Theoretical dependence of photocurrent versus time for selected interface 3 \(x\) and voltage 100 (a) and 300 mV (b). (Color figure online)

The time response dependence on the layer 14/15 doping simulated for selected \(R_{Series}\) is shown in Fig. 7. Assuming, the structure without \(R_{Series}\) and high doping in layer 14/15, the simulated structure enables to reach \(\tau _{s} \approx 500\)  ps. For low doping \(< 5\times 10^{15} \hbox {cm}^{-3}, \tau _{s}\) slightly increases for every analyzed series resistance. As a reference, the differential resistance area product (\(R_{0}A\)) of the typical photodiodes designed and fabricated at MUT/Vigo Systems laboratory and optimized for \(\lambda _{c} = 5.3\,\upmu \hbox {m}\) ranges from 0.2–1 \(\Omega \,\hbox {cm}^{2}\).

Fig. 7
figure 7

Time response versus doping of the layer 14 and 15 (see Fig. 1) for \(V = 300\,\hbox {mV}\). (Color figure online)

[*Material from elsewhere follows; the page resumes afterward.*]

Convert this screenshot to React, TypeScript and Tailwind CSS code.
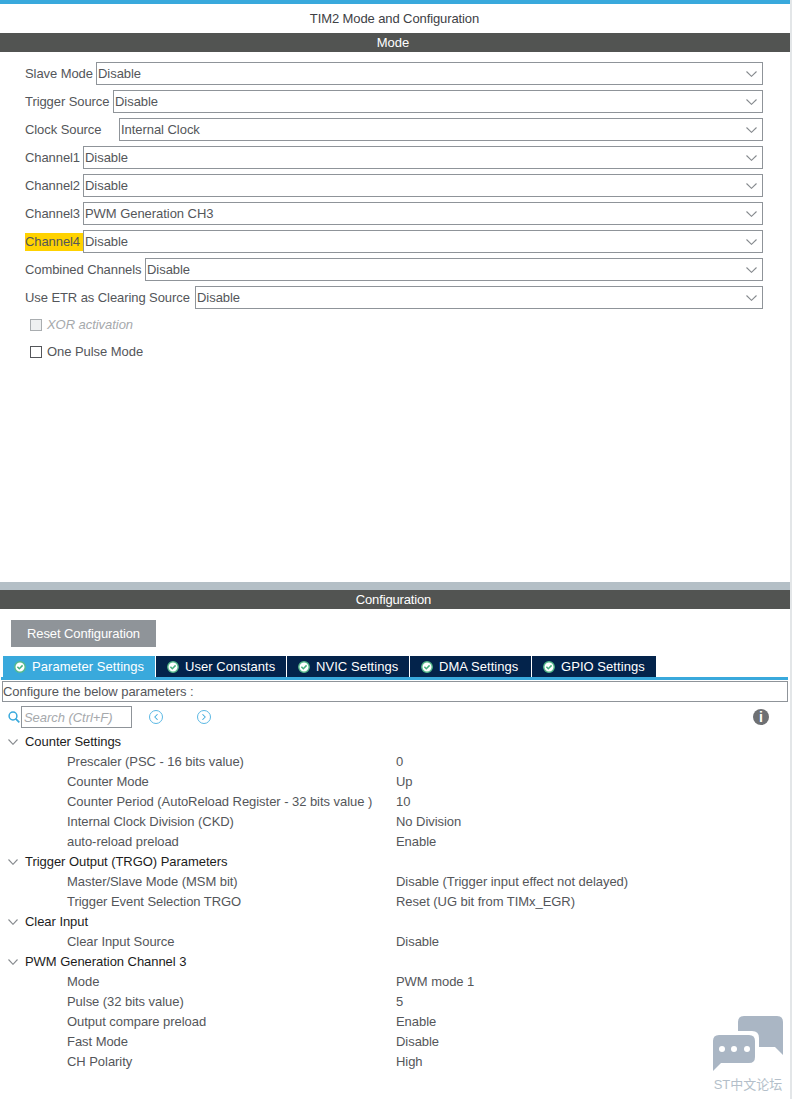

The influence of TAT/BTB mechanism on time response was presented in Fig. 8 for interface 3 \(x = 0.15; R_{Series} = 0\) (a) and 510 \(\Omega \) (b), respectively. The characteristic lifetimes at the trap levels was assumed to be equivalent to SRH lifetimes used in \(J_{DARK}\) and \(\tau _{s}\) fitting presented in Fig. 3 and 4. Assuming TAT/BTB at the Interface 3 (\(R_{Series} = 0\,\Omega \)) the influence of the tunneling mechanism is desirable (dotted blue line) reaching the best time response conditions. TAT/BTB at interface 1 is considered to have adverse influence on performance of the detector. Attaching \(R_{Series} = 510\,\Omega \) to the detector structure, the highest \(\tau _{s}\) could be obtained for TAT/BTB at interface 1 which is connected with changes of the electric field on particular interfaces. Similar considerations for interface 3 \(x = 0.35\) are presented in Fig. 9a and b, respectively. Theoretical simulations indicate that for ideal conditions \((R_{Series} = 0\,\Omega )\) the best \(\tau _{s} \approx \) 60 ps may be reached in low bias region \(<\)250 mV.

Fig. 8
figure 8

Influence of tunneling mechanism on time response at interface 1 and 3 for interface 3 \(x = 0.15\) and \(R_{Series} = 0\) (a) and 510 \(\Omega \) (b). (Color figure online)

Fig. 9
figure 9

Influence of tunneling mechanism on time response at interface 1 and 3 for interface 3 \(x = 0.35\) and \(R_{Series} = 0\) (a) and 510 \(\Omega \) (b). (Color figure online)

4 Conclusion

The time response characteristics were theoretically simulated showing its TAT/BTB and \(R_{Series}\) dependence. The proper fitting to the experimental results was achieved using the presented models. The appropriate controlling of \(R_{Series}\) (detector processing) and the tunneling effects at interface 1 and 3 allows to decrease the \(\tau _{s}\) below 500 ps. Theoretical simulations indicates that assuming proper TAT/BTB mechanism and \(R_{Series}\) the shorter response times could be obtained even for interfaces’ composition higher than nominal, assumed in growth procedure.